**Recorded information:**
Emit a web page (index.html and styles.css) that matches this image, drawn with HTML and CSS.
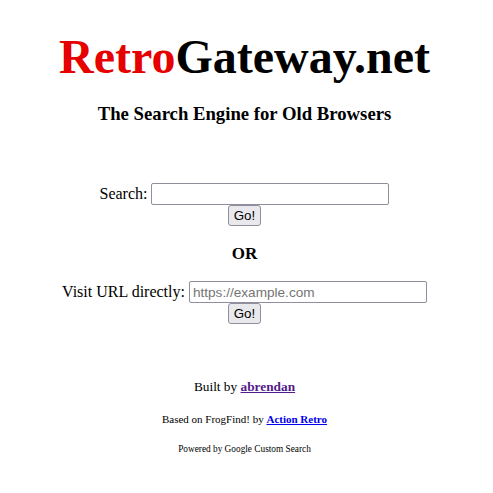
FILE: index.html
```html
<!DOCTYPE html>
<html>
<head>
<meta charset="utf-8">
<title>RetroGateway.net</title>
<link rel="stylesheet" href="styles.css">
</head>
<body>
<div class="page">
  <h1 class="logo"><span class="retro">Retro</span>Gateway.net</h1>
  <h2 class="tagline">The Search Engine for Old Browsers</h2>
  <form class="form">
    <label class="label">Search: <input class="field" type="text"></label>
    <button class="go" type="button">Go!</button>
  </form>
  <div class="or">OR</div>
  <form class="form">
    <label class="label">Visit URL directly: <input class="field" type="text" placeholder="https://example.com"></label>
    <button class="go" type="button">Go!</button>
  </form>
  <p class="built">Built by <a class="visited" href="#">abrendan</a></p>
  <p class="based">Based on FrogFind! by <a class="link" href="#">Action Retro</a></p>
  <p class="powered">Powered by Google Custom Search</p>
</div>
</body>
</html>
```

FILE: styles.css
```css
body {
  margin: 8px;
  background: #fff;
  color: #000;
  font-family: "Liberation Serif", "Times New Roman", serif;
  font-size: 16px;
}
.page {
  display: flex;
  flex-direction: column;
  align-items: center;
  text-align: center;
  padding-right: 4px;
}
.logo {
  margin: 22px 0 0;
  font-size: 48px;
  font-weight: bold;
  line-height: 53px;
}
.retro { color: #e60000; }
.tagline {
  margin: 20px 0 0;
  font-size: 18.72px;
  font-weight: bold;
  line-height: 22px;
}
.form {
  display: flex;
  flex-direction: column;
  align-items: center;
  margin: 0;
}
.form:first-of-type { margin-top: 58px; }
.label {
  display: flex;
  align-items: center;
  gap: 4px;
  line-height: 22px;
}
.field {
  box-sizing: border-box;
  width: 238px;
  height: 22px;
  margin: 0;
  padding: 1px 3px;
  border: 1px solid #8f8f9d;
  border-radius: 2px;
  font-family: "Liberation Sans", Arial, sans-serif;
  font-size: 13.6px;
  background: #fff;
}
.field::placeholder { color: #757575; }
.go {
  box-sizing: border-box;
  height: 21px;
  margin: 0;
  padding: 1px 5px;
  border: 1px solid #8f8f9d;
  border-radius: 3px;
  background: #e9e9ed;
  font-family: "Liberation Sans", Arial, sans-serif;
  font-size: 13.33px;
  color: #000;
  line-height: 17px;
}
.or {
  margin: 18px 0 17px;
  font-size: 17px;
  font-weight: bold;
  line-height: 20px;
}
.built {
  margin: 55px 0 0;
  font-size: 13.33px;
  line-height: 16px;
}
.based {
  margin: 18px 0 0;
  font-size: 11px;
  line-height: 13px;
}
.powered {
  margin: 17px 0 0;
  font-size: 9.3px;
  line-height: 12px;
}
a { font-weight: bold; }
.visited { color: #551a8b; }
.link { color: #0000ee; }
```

**Your objective:** Answer with one number: how many lines in the listing hold "styles".

**Response to this task:** 3